Appauvrissement nº2 : il est un peu plus difficile à comprendre, même s’il ne faut guère de mots à Diogène Laërce pour présenter l’hérésie aristonéenne :
« Il a dit que la fin était de vivre dans l’indifférence à l’égard de ce qui est intermédiaire entre la vertu et le vice, sans faire quelque distinction que ce soit entre les choses, mais en se comportant de façon égale envers toutes. » (VII, 160)
Est en jeu la conception des « indifférents », conception qui constitue un élément de l’éthique stoïcienne. En effet « indifférent » est quelque chose qui n’est ni absolument bien ni absolument mal, étant claire et jamais contestée l’idée que le Bien est la vertu et le Mal le vice. Pour analyser le concept d’ « indifférent », il faut en distinguer de deux sortes :
A) Les « indifférents » qui n’éveillent spontanément ni répulsion ni attraction comme par exemple « avoir sur la tête un nombre pair ou impair de cheveux, tendre le doigt ou le plier » (VII, 104). C’est un état du corps ou de l’esprit ou du monde extérieur qui est totalement neutre du point de vue des désirs du sujet et de ses craintes. Par rapport à ces « indifférents », le stoïcien, comme tout un chacun, est indifférent. Mais il n’en va pas de même avec les autres « indifférents »
B) Ces derniers éveillent spontanément répulsion ou attraction.
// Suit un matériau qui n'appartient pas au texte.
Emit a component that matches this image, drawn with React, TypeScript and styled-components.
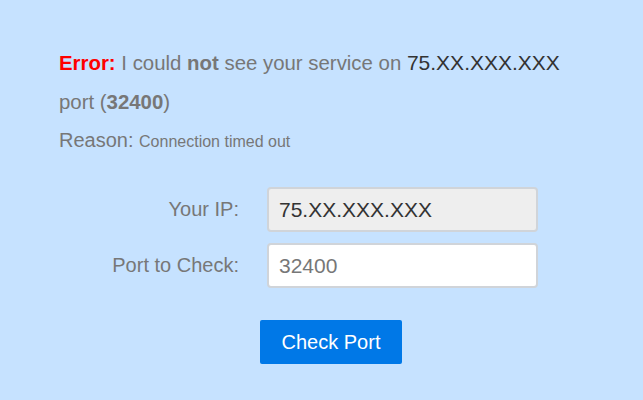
import styled, { createGlobalStyle } from "styled-components";

const GlobalStyle = createGlobalStyle`
  html, body {
    margin: 0;
    padding: 0;
    background-color: #c6e2ff;
  }
  body {
    font-family: "Liberation Sans", Arial, sans-serif;
  }
`;

export default function App() {
  return (
    <Page>
      <GlobalStyle />
      <Message>
        <ErrorLabel>Error:</ErrorLabel> I could <Strong>not</Strong> see your
        service on <Ip>75.XX.XXX.XXX</Ip> port (<Strong>32400</Strong>)
      </Message>
      <Reason>
        Reason: <Small>Connection timed out</Small>
      </Reason>
      <Form>
        <Label>Your IP:</Label>
        <Input readOnly value="75.XX.XXX.XXX" $disabled />
        <Label>Port to Check:</Label>
        <Input defaultValue="32400" />
        <ButtonRow>
          <Button>Check Port</Button>
        </ButtonRow>
      </Form>
    </Page>
  );
}

const Page = styled.div`
  min-height: 400px;
  box-sizing: border-box;
  padding: 43px 59px 0;
  background-color: #c6e2ff;
  color: #777;
`;

const Message = styled.p`
  margin: 0;
  width: 520px;
  font-size: 20.4px;
  line-height: 39px;
`;

const ErrorLabel = styled.strong`
  color: #ff0000;
`;

const Strong = styled.strong`
  font-weight: bold;
`;

const Ip = styled.span`
  color: #333;
  font-size: 21px;
`;

const Reason = styled.p`
  margin: 0;
  font-size: 20px;
  line-height: 36px;
`;

const Small = styled.span`
  font-size: 16px;
`;

const Form = styled.div`
  display: grid;
  grid-template-columns: 180px 271px;
  column-gap: 28px;
  row-gap: 11px;
  align-items: center;
  margin-top: 27px;
`;

const Label = styled.label`
  text-align: right;
  font-size: 20px;
  color: #777;
`;

const Input = styled.input<{ $disabled?: boolean }>`
  box-sizing: border-box;
  height: 45px;
  width: 100%;
  padding: 0 10px;
  border: 2px solid #d0d4d9;
  border-radius: 4px;
  font-family: inherit;
  font-size: 21px;
  outline: none;
  color: ${(props) => (props.$disabled ? "#333" : "#777")};
  background-color: ${(props) => (props.$disabled ? "#eeeeee" : "#ffffff")};
`;

const ButtonRow = styled.div`
  grid-column: 1 / span 2;
  padding-left: 201px;
  margin-top: 21px;
`;

const Button = styled.button`
  width: 142px;
  height: 44px;
  border: none;
  border-radius: 2px;
  background-color: #0078e7;
  color: #fff;
  font-family: inherit;
  font-size: 20px;
  cursor: pointer;
`;
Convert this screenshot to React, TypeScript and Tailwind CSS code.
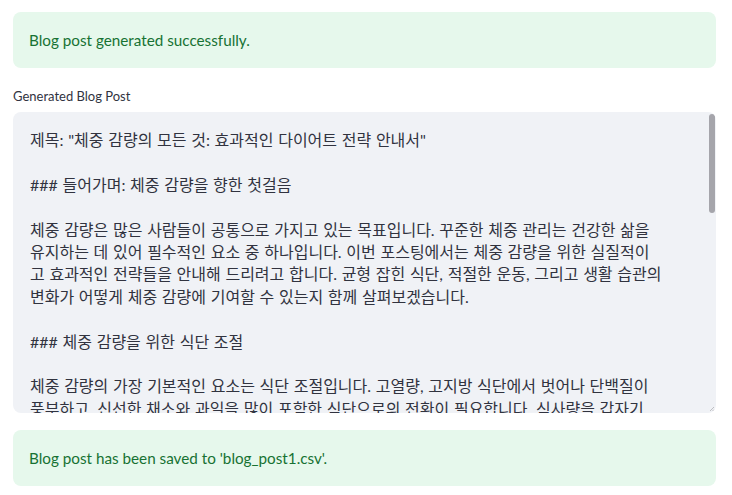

Pour les identifier, il faut à nouveau opérer une distinction entre ceux qui sont relatifs a) à l’âme b) au corps c) aux choses extérieures, c'est-à-dire a)le talent naturel, les dispositions artistiques, la capacité de progresser ou leur absence b)« la vie, la santé, la vigueur, la robustesse, l’habileté, la beauté » ou « la mort, la maladie, la faiblesse, la mauvaise condition physique, l’infirmité, la laideur » (VII, 106) c)« la richesse, la réputation, la bonne naissance » ou « la pauvreté, le manque de considération sociale, la mauvaise naissance » (ibid.) Conformément à l’attitude ordinaire, la doctrine stoïcienne va déterminer parmi ces « indifférents » ceux qui sont préférables et ceux qui sont rejetables (inutile, je crois, d’établir une nouvelle liste !) mais, à la différence de la position la plus commune, le stoïcisme va défendre « qu’il est possible d’être heureux sans ces choses »(VII, 104). Pas besoin en effet d’être beau, riche et en bonne santé pour être vertueux et par là même heureux. En revanche ces « préférables » peuvent « servir au bonheur » : ils ont pour cela de la valeur, soit parce qu’ils facilitent la vie vertueuse, comme la richesse, la bonne naissance, la santé (cela va de soi qu’ils peuvent aussi servir au malheur si par exemple la richesse n’est pas attribuée à un stoïcien mais à un homme déraisonnable), soit parce qu’ils ont du prix pour eux-mêmes, comme le talent naturel, la capacité de progresser, les dispositions artistiques. Certains indifférents ont une double valeur : précieux par eux-mêmes et utiles pour bien se conduire, comme la force, la sensibilité, l’habileté. Au fond, ce que fait le stoïcisme, c’est seulement relativiser la valeur des biens communément reçus pour être des conditions nécessaires du bonheur. L’hérésie d’Ariston consiste finalement à annuler totalement leur valeur : c’est en somme sur ce plan un cynique car il rejoint ainsi leur ascétisme et leurs travaux herculéens.